Los personajes de película son esclavos de un guión, como los de la caverna,
que no pueden salirse de lo escrito por el guionista (repárese en la idea de
Dios-guionista que tanto le apasionó a Unamuno). Para Platón, sólo es libre
aquel que llega al mundo de las ideas, es decir, el que rompe con el mundo de
la apariencia y eso, precisamente, es lo que trata de conseguir Tom al salir de
la pantalla. Así, la motivación de Tom no es otra que su atracción por Cecilia,
su amor por ella (amor mitológico al estilo hollywoodiense). Sólo el amor puede guiar al protagonista en su
ascensión hacia belleza, bondad y verdad.
Se podrían
enumerar una infinidad de detalles que Woody Allen incluye de manera más o
menos explícita en la composición de esta película, en algunas escenas y en
algunos diálogos y que aquí sólo se señalan para invitar al lector a su
reflexión, como por ejemplo, que el actor que interpreta a Tom Baxter,
realmente no se llama como firma en las películas y que su vida es impostura
para prosperar en el mundo cinematográfico; o que el refugio del huido Tom no
sea otro lugar que un parque de atracciones (cerrado por temporada de invierno)
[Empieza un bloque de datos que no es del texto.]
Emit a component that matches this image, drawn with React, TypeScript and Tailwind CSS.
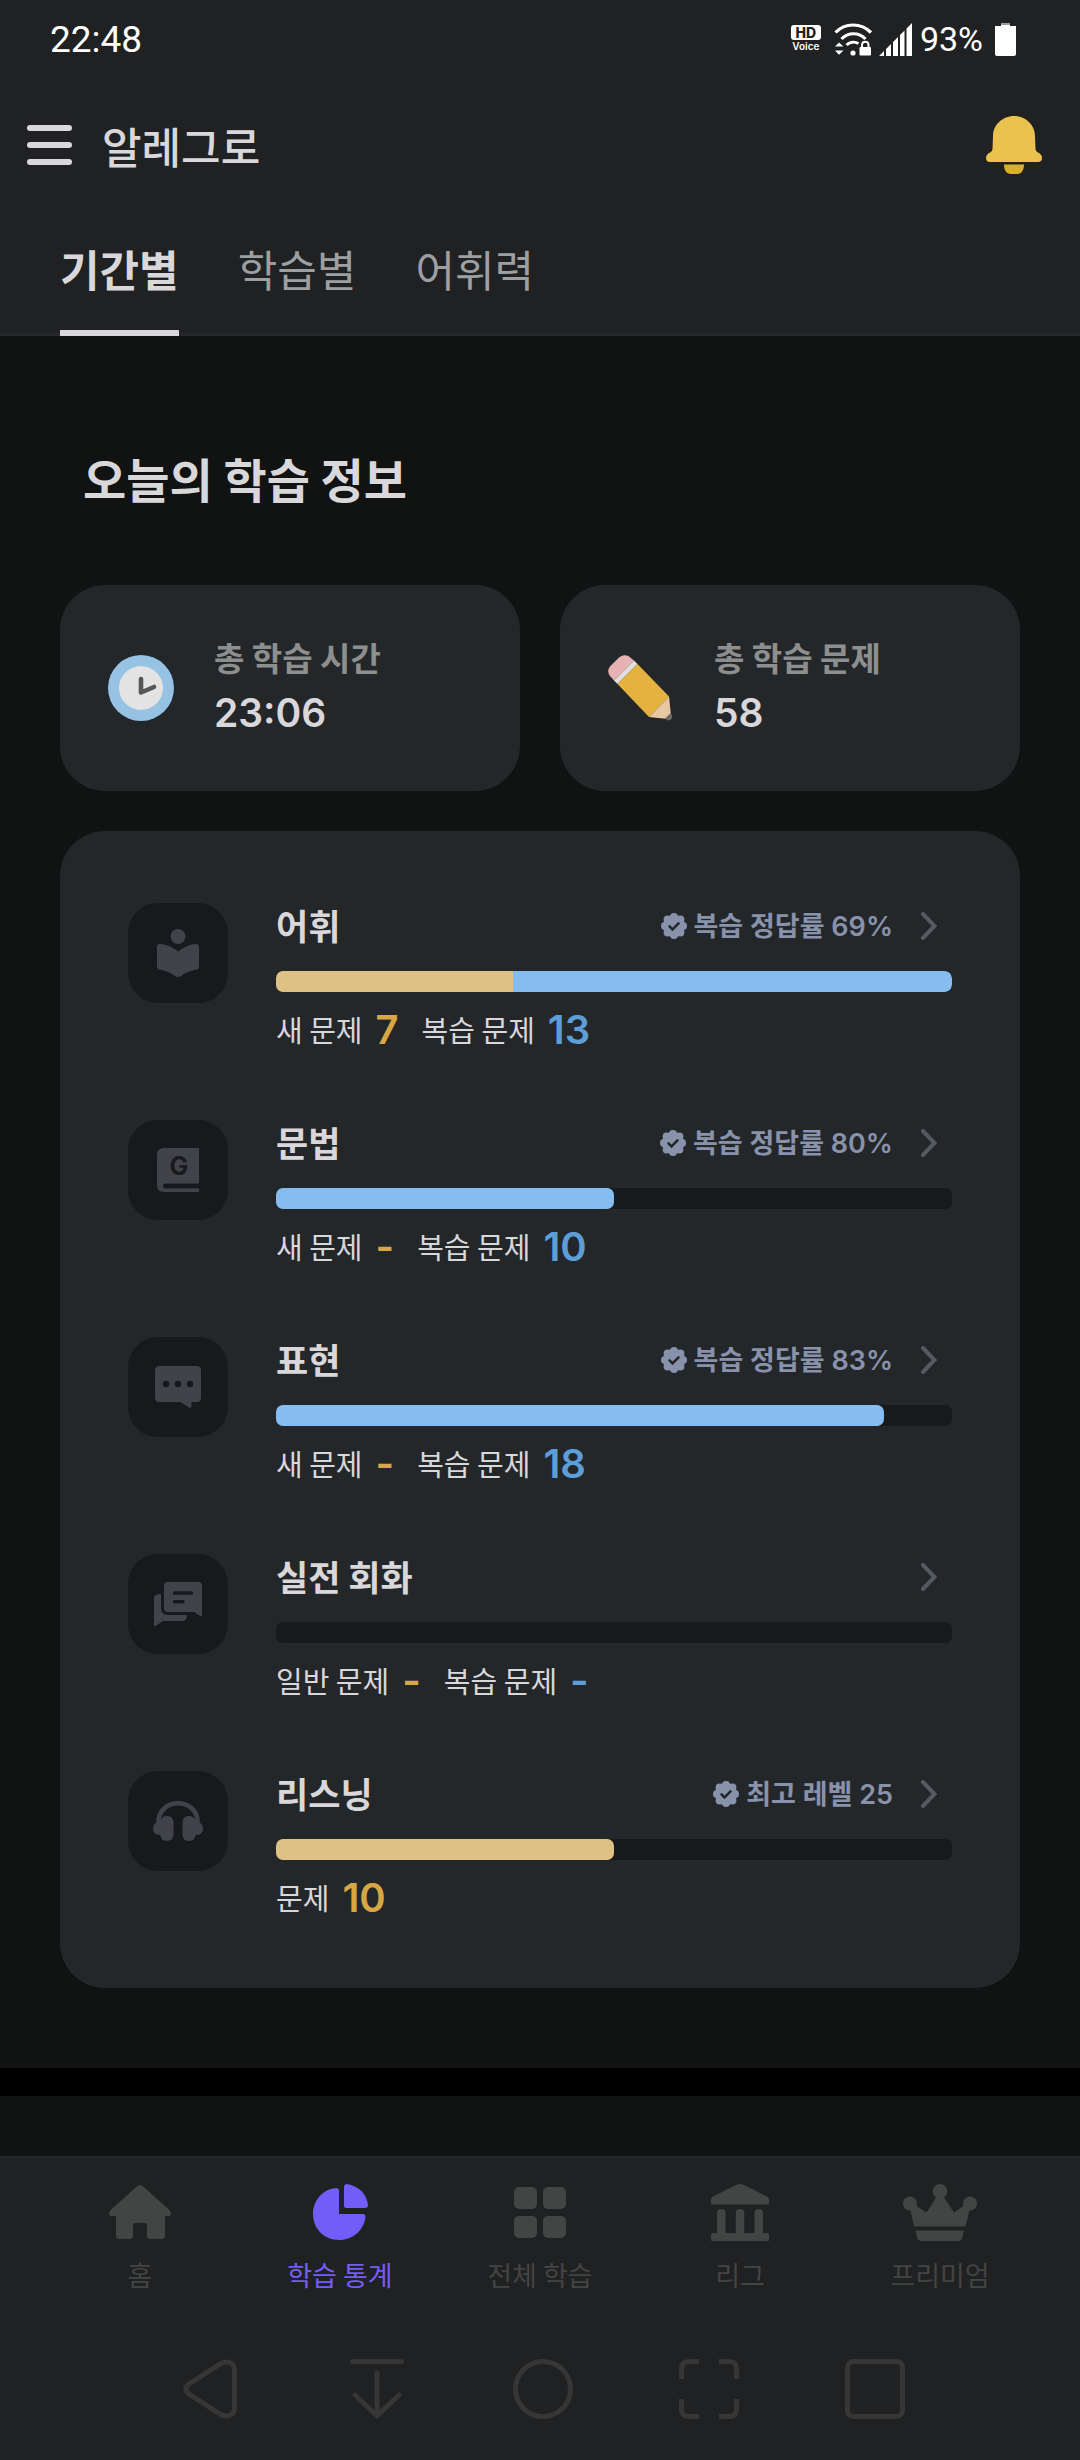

y que, además, sea explorador de profesión; o que tanto el cura como el
comunista del mundo de la película aparezcan con un libro en la mano. Los
detalles son incontables y, como acostumbra Woody Allen, nada de lo que aparece
en sus películas es causa del azar.
Con lo dicho,
¿podemos considerar a Platón como el antecedente a los hermanos Lumiere, como
el verdadero inventor del cine, incluyendo la sala y el proyector?.